I had a professional career coach last year, who told me things my husband tells me all the time, but for some funny reason they resonated more forcefully with me! She taught me simple exercises like the importance of taking time to count 10 things you are grateful or that you can see in your surroundings. I’ve found combining that with making a conscious effort to try and find new things to do either in the evenings or at the weekend keeps me happy.  Since Edwin was born, we seek out the parent and baby/child events and have even been inspired to start our own, Wake Up Gigs.  When we realised that no one was doing parent friendly live music gigs in a relaxed and welcoming environment, with bands that you might have seen before you became parents but at weekends and during the daytime, we seized the initiative and despite no previous experience ran our first show in November, with the next planned for 5 March.

When motivation waivers how do you get back on track?

I tend to overly worry that I am never doing enough and my mind gets stuck on a loop of these thoughts.

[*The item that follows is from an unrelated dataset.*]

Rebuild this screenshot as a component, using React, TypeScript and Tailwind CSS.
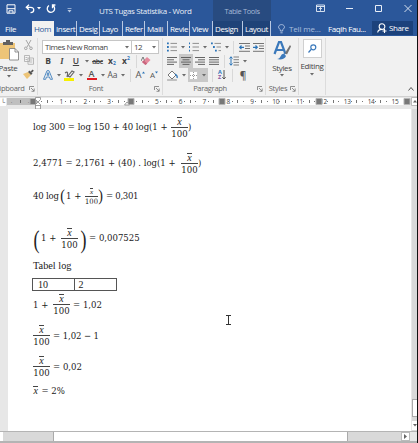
import React from "react";
import type { ReactNode } from "react";

const UI = "font-['Open_Sans','Noto_Sans',sans-serif]";
const MATH = "font-['DejaVu_Serif_Condensed','DejaVu_Serif',serif]";

function Cell({ w, className = "", children }: { w: string; className?: string; children?: ReactNode }) {
  return <span className={`flex h-full shrink-0 items-center justify-center ${w} ${className}`}>{children}</span>;
}

function Caret({ w = "w-[7px]" }: { w?: string }) {
  return (
    <Cell w={w}>
      <svg width="4" height="3" viewBox="0 0 4 3" fill="#6b6b6b"><path d="M0 0h4L2 2.4z" /></svg>
    </Cell>
  );
}

function Rule({ w }: { w: string }) {
  return <Cell w={w}><span className="h-[13px] w-px bg-[#d8d8d8]" /></Cell>;
}

function Launcher() {
  return (
    <svg width="6" height="6" viewBox="0 0 6 6" fill="none" stroke="#777" strokeWidth=".8">
      <path d="M.5 4V.5H5M2 2l3 3M5.2 2.5v2.8H2.5" />
    </svg>
  );
}

function Tab({ w, active, children }: { w: string; active?: boolean; children: ReactNode }) {
  return (
    <span className={`flex h-[15px] shrink-0 items-center pl-[2px] whitespace-nowrap ${w} ${active ? "bg-[#f1f1f1] text-[#2b579a]" : "border-r border-[#b9c9e2] text-white"}`}>
      {children}
    </span>
  );
}

function TitleBar() {
  return (
    <div className="flex h-[21px] bg-[#2b579a] text-[#e8eef7]">
      <div className="flex w-[99px] shrink-0 items-center pb-[4px] pl-[6px]">
        <svg width="10" height="10" viewBox="0 0 10 10" fill="none" stroke="#fff" strokeWidth="1" className="mt-px">
          <path d="M1 .8h8v8.4H1zM1 4.7h8M3 9V6.8h4V9" />
        </svg>
        <svg width="10" height="10" viewBox="0 0 10 10" fill="none" stroke="#fff" strokeWidth="1.3" className="ml-[9px]">
          <path d="M4 .8 1.3 3.3 4 5.8M1.5 3.3h4.2c4.2 0 4 5.3-.2 5.3" />
        </svg>
        <svg width="4" height="3" viewBox="0 0 4 3" fill="#fff" className="ml-[2px]"><path d="M0 0h4L2 2.4z" /></svg>
        <svg width="10" height="10" viewBox="0 0 10 10" fill="none" stroke="#fff" strokeWidth="1.3" className="ml-[5px]">
          <path d="M3 1.5A3.7 3.7 0 1 0 7 1.6M9.4 1H6.5v3.2" />
        </svg>
        <svg width="5" height="5" viewBox="0 0 5 5" fill="#b7c8e2" className="mt-[3px] ml-[11px]"><path d="M.5 0h4v.8h-4zM.5 2h4L2.5 4.4z" /></svg>
      </div>
      <div className="w-[114px] shrink-0 pt-[5px] text-[8px] leading-[12px] tracking-[-0.34px] whitespace-nowrap">UTS Tugas Statistika - Word</div>
      <div className="w-[58px] shrink-0 bg-[#284b80] pt-[5px] text-center text-[7.500px] leading-[12px] tracking-[-0.400px] whitespace-nowrap text-[#a6b9d6]">Table Tools</div>
      <div className="flex grow items-start pt-[4px] pl-[45px]">
        <svg width="9" height="9" viewBox="0 0 9 9" fill="none" stroke="#e8eef7" strokeWidth=".9">
          <path d="M.5 1h8v6.500h-8zM.5 2.500h8M4.500 6.800V3.500M3 5l1.500-1.500L6 5" />
        </svg>
        <svg width="7" height="9" viewBox="0 0 7 9" stroke="#e8eef7" className="ml-[21px]"><path d="M0 4.500h7" /></svg>
        <svg width="8" height="9" viewBox="0 0 8 9" fill="none" stroke="#e8eef7" className="ml-[22px]"><path d="M.5 1.500h6v6h-6z" /></svg>
        <svg width="8" height="9" viewBox="0 0 8 9" stroke="#e8eef7" strokeWidth=".9" className="ml-[21px]"><path d="m.5 1 7 7m0-7-7 7" /></svg>
      </div>
    </div>
  );
}

function TabBar() {
  return (
    <div className="flex h-[15px] bg-[#2b579a] text-[8px] leading-[14px] tracking-[-0.380px] text-white">
      <span className="flex w-[32px] shrink-0 items-center pl-[5px]">File</span>
      <Tab w="w-[22px]" active>Hom</Tab>
      <Tab w="w-[23px]">Insert</Tab>
      <Tab w="w-[23px]">Desig</Tab>
      <Tab w="w-[23px]">Layo</Tab>
      <Tab w="w-[22px]">Refer</Tab>
      <Tab w="w-[23px]">Maili</Tab>
      <Tab w="w-[22px]">Revie</Tab>
      <Tab w="w-[23px]">View</Tab>
      <div className="flex w-[58px] shrink-0 bg-[#1f4378]">
        <Tab w="w-[30px]">Design</Tab>
        <Tab w="w-[28px]">Layout</Tab>
      </div>
      <span className="flex w-[56px] shrink-0 items-center pl-[7px] tracking-[-0.150px] whitespace-nowrap text-[#a9bedd]">
        <svg width="7" height="10" viewBox="0 0 7 10" fill="none" stroke="#b9cae5" strokeWidth=".9" className="mr-[4px]">
          <path d="M2.300 7V5.600C-.9 3.500.8.6 3.500.6s4.400 2.900 1.200 5V7zM2.400 8.800h2.200" />
        </svg>
        Tell me...
      </span>
      <span className="flex w-[45px] shrink-0 items-center pl-px whitespace-nowrap">Faqih Fau...</span>
      <span className="flex h-[14px] w-[41px] shrink-0 items-center bg-[#1c427c] pl-[5px]">
        <svg width="10" height="11" viewBox="0 0 10 11" fill="none" stroke="#fff" strokeWidth="1.100" className="mr-[2px]">
          <path d="M.7 9.500C1 6.500 3 6.400 5 6.400M5 .7a2.800 2.800 0 1 1 0 5.700A2.800 2.800 0 0 1 5 .7M7.500 6v4M5.500 8h4" />
        </svg>
        Share
      </span>
    </div>
  );
}

function Group({ w, label, launcher, children }: { w: string; label: ReactNode; launcher?: boolean; children: ReactNode }) {
  return (
    <section className={`flex h-[57px] shrink-0 flex-col border-r border-[#dcdcdc] ${w}`}>
      <div className="h-[44px]">{children}</div>
      <div className="flex h-[13px] items-center justify-end pr-[2px] text-[7.500px] tracking-[-0.300px] whitespace-nowrap text-[#666]">
        <span className="grow text-center">{label}</span>
        {launcher && <Launcher />}
      </div>
    </section>
  );
}

function Clipboard() {
  return (
    <Group w="w-[38px]" launcher label={<span className="-ml-[11px]">Clipboard</span>}>
      <div className="flex h-full">
        <div className="flex w-[20px] flex-col items-center">
          <svg width="20" height="21" viewBox="0 0 20 21" className="mt-[2px] shrink-0">
            <path d="M0 3h15v16H0z" fill="#edc477" />
            <path d="M3 5V2h3V0h4v2h3v3z" fill="#606060" />
            <path d="M9.500 8.500h5.500l3.500 3.500v8h-9z" fill="#fff" stroke="#777" strokeWidth=".8" />
            <path d="M15 8.500V12h3.500" fill="none" stroke="#777" strokeWidth=".8" />
          </svg>
          <span className="-ml-[4px] text-[8px] leading-[13px] tracking-[-0.300px] text-[#444]">Paste</span>
          <svg width="4" height="3" viewBox="0 0 4 3" fill="#666" className="mt-px -ml-[3px]"><path d="M0 0h4L2 2.400z" /></svg>
        </div>
        <div className="flex grow flex-col items-center">
          <svg width="9" height="11" viewBox="0 0 9 11" fill="none" stroke="#a5a5a5" className="mt-[2px]">
            <path d="m2 0 4 7m1-7L3 7" /><circle cx="1.800" cy="8.300" r="1.300" /><circle cx="7" cy="8.300" r="1.300" />
          </svg>
          <svg width="10" height="10" viewBox="0 0 10 10" fill="#f4f4f4" stroke="#aaa" strokeWidth=".8" className="mt-[4px]">
            <path d="M.5.5h5v6h-5zM4 3h5.500v6.300H4zM5.300 5h3M5.300 7h3M1.500 2.500h2M1.500 4.500h2" />
          </svg>
          <svg width="11" height="10" viewBox="0 0 11 10" className="mt-[4px]">
            <path d="M0 5 5 3l3 3-4 4z" fill="#edc477" /><path d="m5 3 1.500-1.500 3 3L8 6z" fill="#555" /><path d="m7.500 2.700 2-2.200 1.300 1.200-2 2z" fill="#555" />
          </svg>
        </div>
      </div>
    </Group>
  );
}

function FontGroup() {
  return (
    <Group w="w-[125px]" launcher label="Font">
      <div className="flex h-[16px] items-start pt-[2px] pl-[4px] text-[8px] leading-[12px] tracking-[-0.450px] text-[#444]">
        <span className="flex h-[14px] w-[90px] items-center justify-between border border-[#c6c6c6] bg-white pl-[2px] whitespace-nowrap">Times New Roman<Caret w="w-[8px]" /></span>
        <span className="flex h-[14px] w-[27px] items-center justify-between border border-l-0 border-[#c6c6c6] bg-white pl-[2px]">12<Caret w="w-[8px]" /></span>
      </div>
      <div className="flex h-[14px] items-center pl-[3px] text-[8.500px] leading-none text-[#444]">
        <Cell w="w-[14px]" className="font-bold">B</Cell>
        <Cell w="w-[14px]" className="font-['Liberation_Serif',serif] font-bold italic">I</Cell>
        <Cell w="w-[14px]" className="font-semibold underline">U</Cell>
        <Caret />
        <Cell w="w-[15px]" className="text-[7px] font-semibold tracking-[-0.400px] line-through">abc</Cell>
        <Cell w="w-[14px]" className="font-bold">x<span className="mt-[4px] text-[5px] text-[#2b74b8]">2</span></Cell>
        <Cell w="w-[14px]" className="font-bold">x<span className="mb-[5px] text-[5px] text-[#2b74b8]">2</span></Cell>
        <Rule w="w-[6px]" />
        <Cell w="w-[14px]">
          <svg width="10" height="10" viewBox="0 0 10 10"><path d="m1 6 5-5 3.500 3-5 5z" fill="#e58a9d" /><path d="m1 6 1.700-1.600 3.500 3L4.500 9z" fill="#c9657d" /><path d="m0 5 2-4 1.500 3.500" fill="none" stroke="#777" /></svg>
        </Cell>
      </div>
      <div className="flex h-[14px] items-center pl-[3px] leading-none text-[#555]">
        <Cell w="w-[14px]">
          <svg width="10" height="10" viewBox="0 0 10 10" fill="none" stroke="#3e7fbd" strokeWidth=".9"><path d="M.5 9.300 4 .7h2l3.500 8.600H7.300L6.500 7H3.400l-.7 2.300zM4 5.200h2L5 2.500z" /></svg>
        </Cell>
        <Caret />
        <Cell w="w-[15px]">
          <svg width="11" height="11" viewBox="0 0 11 11"><path d="M0 8h10v3H0z" fill="#f6f000" /><path d="m4 6 4-5 2 1-4 5zM1 3c3-2 3 0 2 4" fill="none" stroke="#666" strokeWidth="1.200" /></svg>
        </Cell>
        <Caret />
        <Cell w="w-[15px]" className="flex-col text-[9px] font-semibold"><span className="leading-[8px]">A</span><span className="h-[2.500px] w-[10px] bg-[#e01b22]" /></Cell>
        <Caret />
        <Cell w="w-[13px]" className="text-[8.500px]">Aa</Cell>
        <Caret />
        <Rule w="w-[9px]" />
        <Cell w="w-[10px]" className="text-[9.500px]">A<svg width="3" height="3" viewBox="0 0 3 3" fill="#2b74b8" className="mb-[6px]"><path d="M0 2.500 1.500.5 3 2.500z" /></svg></Cell>
        <Cell w="w-[18px]" className="text-[8px]">A<svg width="3" height="3" viewBox="0 0 3 3" fill="#2b74b8" className="mb-[6px]"><path d="M0 .5h3l-1.500 2z" /></svg></Cell>
      </div>
    </Group>
  );
}

function Bullets({ kind }: { kind: "dots" | "numbers" | "levels" }) {
  const offsets = kind === "levels" ? [0, 2, 4] : [0, 0, 0];
  const size = kind === "numbers" ? 1 : 1.8;
  return (
    <svg width="10" height="10" viewBox="0 0 10 10">
      {offsets.map((o, i) => (
        <g key={i}>
          <path d={`M${o} ${0.5 + i * 3.6}h${size}v1.8h-${size}z`} fill="#2b74b8" />
          <path d={`M${3.5 + o} ${1.4 + i * 3.6}H10`} stroke="#777" strokeWidth=".8" />
        </g>
      ))}
    </svg>
  );
}

function Align({ d }: { d: string }) {
  return <svg width="10" height="8" viewBox="0 0 10 8" stroke="#555" strokeWidth=".9"><path d={d} /></svg>;
}

function Indent({ d }: { d: string }) {
  return (
    <svg width="11" height="9" viewBox="0 0 11 9" fill="none">
      <path d="M0 .5h11M6 3h5M6 5.500h5M0 8.300h11" stroke="#666" strokeWidth=".9" />
      <path d={d} stroke="#2b74b8" strokeWidth="1.200" />
    </svg>
  );
}

function Paragraph() {
  return (
    <Group w="w-[103px]" launcher label="Paragraph">
      <div className="flex h-[16px] items-center pt-[2px] pl-[2px]">
        <Cell w="w-[14px]"><Bullets kind="dots" /></Cell><Caret />
        <Cell w="w-[15px]"><Bullets kind="numbers" /></Cell><Caret />
        <Cell w="w-[16px]"><Bullets kind="levels" /></Cell><Caret w="w-[5px]" />
        <Rule w="w-[8px]" />
        <Cell w="w-[14px]"><Indent d="M5 4.300H.8M2.500 2.500.7 4.300l1.800 1.800" /></Cell>
        <Cell w="w-[14px]"><Indent d="M0 4.300h4.200M2.500 2.500l1.800 1.800-1.800 1.800" /></Cell>
      </div>
      <div className="flex h-[14px] items-center pl-[2px]">
        <Cell w="w-[14px]"><Align d="M0 .5h10M0 2.800h7M0 5.100h10M0 7.400h7" /></Cell>
        <Cell w="w-[14px]" className="bg-[#c8c8c8]"><Align d="M0 .5h10M1.500 2.800h7M0 5.100h10M1.500 7.400h7" /></Cell>
        <Cell w="w-[14px]"><Align d="M0 .5h10M3 2.800h7M0 5.100h10M3 7.400h7" /></Cell>
        <Cell w="w-[14px]"><Align d="M0 .5h10M0 2.800h10M0 5.100h10M0 7.400h10" /></Cell>
        <Rule w="w-[6px]" />
        <Cell w="w-[14px]">
          <svg width="10" height="10" viewBox="0 0 10 10" fill="none"><path d="M4.500 1H10M4.500 3.700H10M4.500 6.400H10M4.500 9H10" stroke="#666" strokeWidth=".8" /><path d="M2 .8v8.400M.5 2.500 2 .8l1.500 1.700M.5 7.500 2 9.200l1.500-1.700" stroke="#2b74b8" /></svg>
        </Cell>
        <Caret />
      </div>
      <div className="flex h-[14px] items-center pl-[2px]">
        <Cell w="w-[14px]">
          <svg width="11" height="11" viewBox="0 0 11 11"><path d="m1 5 4-4 4 4-4 4z" fill="#fff" stroke="#777" /><path d="M8 4c2 1 2.500 2.500 2 4" fill="none" stroke="#2b74b8" strokeWidth="1.300" /><path d="M.5 9.500h9v1h-9z" fill="#fff" stroke="#999" strokeWidth=".6" /></svg>
        </Cell>
        <Caret w="w-[9px]" />
        <Cell w="w-[20px]" className="bg-[#c8c8c8]">
          <svg width="9" height="9" viewBox="0 0 9 9" className="mr-[2px]"><path d="M0 0h9v9H0z" fill="#fff" /><path d="M.5.5h8v8h-8zM4.500 1v7M1 4.500h7" fill="none" stroke="#999" strokeDasharray="1 1" /></svg>
          <Caret />
        </Cell>
        <Rule w="w-[8px]" />
        <Cell w="w-[12px]">
          <span className="flex flex-col text-[5.500px] leading-[5.500px] font-bold"><span className="h-[5.500px] text-[#2b74b8]">A</span><span className="h-[5.500px] text-[#8a55a0]">Z</span></span>
          <svg width="4" height="10" viewBox="0 0 4 10" fill="none" stroke="#555"><path d="M2 0v9M.3 7.300 2 9l1.700-1.700" /></svg>
        </Cell>
        <Rule w="w-[8px]" />
        <Cell w="w-[14px]" className="text-[10px] leading-none font-semibold text-[#555]">¶</Cell>
      </div>
    </Group>
  );
}

function Ribbon() {
  return (
    <div className="flex h-[60px] items-start bg-[#f1f1f1] pt-[2px]">
      <Clipboard />
      <FontGroup />
      <Paragraph />
      <Group w="w-[33px]" launcher label="Styles">
        <div className="flex flex-col items-center text-[8px] tracking-[-0.350px] text-[#444]">
          <svg width="18" height="21" viewBox="0 0 18 21" className="mt-[2px]">
            <path d="m1.500 14 4.500-12h2l4.500 12M3.500 10h7" fill="none" stroke="#3b79bb" strokeWidth="2.200" />
            <path d="m17 5-5 8 2 1.500 4-8z" fill="#737373" /><path d="M4 19c4 0 3-5 7-5.500l2 2.500c-1 3-5 4-9 3" fill="#3b79bb" />
          </svg>
          <span className="leading-[13px]">Styles</span>
          <Caret />
        </div>
      </Group>
      <Group w="w-[27px]" label="">
        <div className="flex flex-col items-center text-[8px] tracking-[-0.350px] text-[#444]">
          <span className="mt-px flex h-[19px] w-[19px] items-center justify-center border border-[#d0d0d0] bg-white">
            <svg width="9" height="9" viewBox="0 0 9 9" fill="none" stroke="#3b79bb" strokeWidth="1.200"><circle cx="5.300" cy="3.300" r="2.500" /><path d="M3.500 5 .5 8.500" /></svg>
          </span>
          <span className="leading-[15px]">Editing</span>
          <Caret />
        </div>
      </Group>
      <div className="flex h-[57px] grow items-end justify-end pr-[3px] pb-[4px]">
        <svg width="6" height="4" viewBox="0 0 6 4" fill="none" stroke="#555"><path d="m.5 3.500 2.500-3 2.500 3" /></svg>
      </div>
    </div>
  );
}

const marks = Array.from({ length: 15 }, (_, i) => i + 1);

function Ruler() {
  return (
    <div className="relative flex h-[13px] items-start border-t border-[#d0d0d0] bg-[#e7e7e7] pt-px">
      <span className="flex h-[8px] w-[6px] items-center justify-center bg-white text-[6px] text-[#555]">└</span>
      <span className="ml-px flex h-[7px] w-[30px] shrink-0 items-center justify-around bg-[#bfbfbf] pr-[4px] text-[6px] leading-none text-[#444]"><span>·</span><span className="h-[3px] w-px bg-[#666]" /><span>·</span></span>
      <div className={`flex h-[7px] w-[373px] overflow-hidden bg-white pl-[4px] text-[6.500px] leading-[7px] text-[#444] ${UI}`}>
        {marks.map((n) => (
          <span key={n} className="flex w-[23.830px] shrink-0 items-center justify-between">
            <span className="h-px w-px bg-[#777]" /><span className="h-[3px] w-px bg-[#777]" /><span className="h-px w-px bg-[#777]" />
            <span className="w-[7px] text-center tracking-[-0.300px]">{n === 4 ? "" : n}</span>
          </span>
        ))}
      </div>
      <svg width="418" height="13" viewBox="0 0 418 13" className="absolute inset-0">
        {[30, 128, 219, 316, 404].map((x) => <path key={x} d={`M${x} 1.500h6v6h-6z`} fill="#777" stroke="#b5b5b5" />)}
        <path d="M35.500.5h5v2L38 5l2.500 2.500V12h-5V7.500L38 5l-2.500-2.500zM35.500 8.500h5" fill="#fff" stroke="#888" strokeWidth=".8" />
        <path d="m124.500 8 2.500-3 2.500 3z" fill="#fff" stroke="#888" strokeWidth=".8" />
        <path d="M411.500.5h7v8h-7z" fill="#fff" stroke="#bbb" /><path d="m413 5.500 2-2.500 2 2.500z" fill="#666" />
      </svg>
    </div>
  );
}

function XBar({ small, className = "" }: { small?: boolean; className?: string }) {
  return (
    <span className={`border-t border-[#444] pt-px font-['Liberation_Serif',serif] italic ${className} ${small ? "text-[7px] leading-[4px]" : "px-[0.5px] text-[10px] leading-[5px]"}`}>x</span>
  );
}

function Frac({ small }: { small?: boolean }) {
  return (
    <span className={`flex shrink-0 flex-col items-center ${small ? "w-[13px]" : "w-[17px]"}`}>
      <XBar small={small} />
      <span className={`w-full border-t border-[#444] text-center ${small ? "mt-[2px] pt-px text-[7.500px] leading-[7px]" : "mt-[3px] pt-[2px] leading-[8px]"}`}>100</span>
    </span>
  );
}

function Eq({ className, children }: { className: string; children: ReactNode }) {
  return <div className={`flex items-center whitespace-pre ${className}`}>{children}</div>;
}

function T({ w, className = "", children }: { w: string; className?: string; children: ReactNode }) {
  return <span className={`shrink-0 ${w} ${className}`}>{children}</span>;
}

function Paren({ tall, children }: { tall?: boolean; children: string }) {
  return (
    <span className={`flex shrink-0 items-center justify-center font-['Liberation_Serif',serif] leading-none ${tall ? "h-[25px] w-[7px] scale-y-[1.400] text-[18px]" : "h-[16px] w-[5px] scale-y-[1.200] text-[14px]"}`}>{children}</span>
  );
}

function Page() {
  return (
    <div className={`h-[322px] w-[403px] bg-white pl-[25px] text-[9.500px] leading-[10px] text-[#222] ${MATH}`}>
      <Eq className="h-[36px]"><T w="w-[138px]" className="tracking-[-0.030px]">log 300 = log 150 + 40 log(1 +</T><Frac /><T w="w-[5px]">)</T></Eq>
      <Eq className="h-[36px]"><T w="w-[148px]">2,4771 = 2,1761 + (40) . log(1 +</T><Frac /><T w="w-[5px]">)</T></Eq>
      <Eq className="h-[30px]"><T w="w-[27px]" className="tracking-[-0.200px]">40 log</T><Paren>(</Paren><T w="w-[20px]" className="pl-px">1 +</T><Frac small /><Paren>)</Paren><T w="w-[40px]" className="pl-[3px] tracking-[-0.300px]">= 0,301</T></Eq>
      <Eq className="mt-[6px] h-[42px]"><Paren tall>(</Paren><T w="w-[21px]" className="pl-px">1 +</T><Frac /><span className="w-[2px]" /><Paren tall>)</Paren><T w="w-[60px]" className="pl-[2px]">= 0,007525</T></Eq>
      <div className="h-[13px] font-['Liberation_Serif',serif] text-[10.300px] leading-[13px]">Tabel log</div>
      <div className="mt-[6px] -ml-px grid h-[13px] w-[85px] grid-cols-2 border border-[#555] font-['Liberation_Serif',serif] text-[10px] leading-[12px]">
        <span className="border-r border-[#555] pl-[5px]">10</span><span className="pl-[4px]">2</span>
      </div>
      <Eq className="h-[27px]"><T w="w-[20px]">1 +</T><Frac /><T w="w-[40px]" className="pl-[3px]">= 1,02</T></Eq>
      <Eq className="h-[35px]"><Frac /><T w="w-[60px]" className="pl-[3px] tracking-[-0.100px]">= 1,02 − 1</T></Eq>
      <Eq className="h-[27px]"><Frac /><T w="w-[60px]" className="pl-[3px]">= 0,02</T></Eq>
      <Eq className="h-[22px]"><XBar className="-mt-[3px]" /><T w="w-[40px]" className="pl-[3px]">= 2%</T></Eq>
    </div>
  );
}

export default function App() {
  return (
    <div className={`flex h-[443px] w-[418px] overflow-hidden bg-[#e7e7e7] ${UI}`}>
      <div className="flex w-[417px] shrink-0 flex-col overflow-hidden">
        <TitleBar />
        <TabBar />
        <Ribbon />
        <Ruler />
        <main className="relative flex h-[322px] pl-[8px]">
          <Page />
          <div className="ml-px flex w-[5px] flex-col justify-end bg-[#d9d9d9] pb-px">
            <span className="mb-[4px] h-[18px] border border-r-0 border-[#aaa] bg-white" />
            <span className="flex h-[9px] items-center justify-center bg-white"><svg width="4" height="3" viewBox="0 0 4 3" fill="#666"><path d="M0 0h4L2 2.400z" /></svg></span>
          </div>
          <svg width="5" height="10" viewBox="0 0 5 10" fill="none" stroke="#333" className="absolute top-[206px] left-[226px]"><path d="M0 .5h5M0 9.500h5M2.500 1v8" /></svg>
        </main>
        <div className="flex h-[12px] border-t border-b-2 border-[#b4b4b4] bg-[#e7e7e7]">
          <span className="w-[3px] bg-white" />
          <span className="w-[50px] bg-[#d9d9d9]" />
          <span className="w-[295px] border-x border-[#aaa] bg-white" />
          <span className="w-[53px] bg-[#d9d9d9]" />
          <span className="flex w-[9px] items-center justify-center border border-[#bbb] bg-white"><svg width="3" height="5" viewBox="0 0 3 5" fill="#666"><path d="M0 0v5l3-2.500z" /></svg></span>
        </div>
      </div>
      <div className="w-px bg-[#111]" />
    </div>
  );
}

I have found the best way to break that is to be inspired by what others have done, take stock of what I’ve done and then make a proactive contact to all the people I find inspiring no matter how lofty or unrealistic they might be because you never know where it might lead.

What is the best thing about your job/lifestyle?

At the moment the proximity to work and working from home some days has offered great balance so I can enjoy time with Adam, Edwin and family. Adam and I have the advantage of being early adopters of shared parental leave, which I feel has made balance realistic as Edwin knows there are two of us and plenty of family and friends around who can all care for him. I also actively make time and effort to ensure Adam and I have time for each other and I am not ashamed to make use of nearby family or set money aside for our babysitter friend as our happiness equates to Edwin’s happiness.

If you could do something else for the day what would it be?

I’d like to be a tour manager, which is inspired by recently watching Roadies on Amazon Prime Video, which shows a mostly glamorous lifestyle of travelling round the country (or world), getting to watch a cool band every night, and also appealing to my enjoyment of leading and coordinating events. I am sure the reality would be quite different!

How do you overcome challenges in your working life?

In healthcare management, the challenge can often be ensuring that you can sufficiently hold sway and influence senior managers so that safety and experience people have of healthcare is optimum. I try to build relationships and trust with people (though I don’t always get this right!), which help me through the difficult times.

How do you celebrate your successes?

I’ve had to work hard to do this, and can honestly say I don’t celebrate enough! Once I’ve come very close to achieving what I want I am immediately thinking about and working on the next challenge. Definitely something to work on – any takers to help me?!

Which books from your bookcase would you recommend?

I’ve loved Emily Oster’s Expecting Better and Linda Geddes’ Bumpology – the evidence and science of risk of having babies for those with millennial attention spans!

What are your daily essentials to make you feel ready?

To make myself feel vaguely human, I use Laura Mercier moisturiser, NARS lipstick and slick of MAC eyeline. I am lucky that I don’t have to join the rat race of the tube commute so far and enjoy a 10 minute walk to Edwin’s nursery and then another 10 minutes to the office. I really love walking.

What advice would you give your teenage self?

I wouldn’t bother; she wouldn’t listen! She’s had to make her own mistakes, burn bridges and create wounds to heal from. That’s growing up I guess.

Where do you see yourself in five years time?

I now cannot get that Noah and the Whale/Laura Marling song out of my head. But seriously, with my beloved day job I would like to have gained experience of healthcare management at more senior levels. And with Wake Up Gigs, I love showcasing new artists, but just once I’d love to have had a joint headline show featuring Beyonce and Adele in a small, intimate, independent venue. Of course.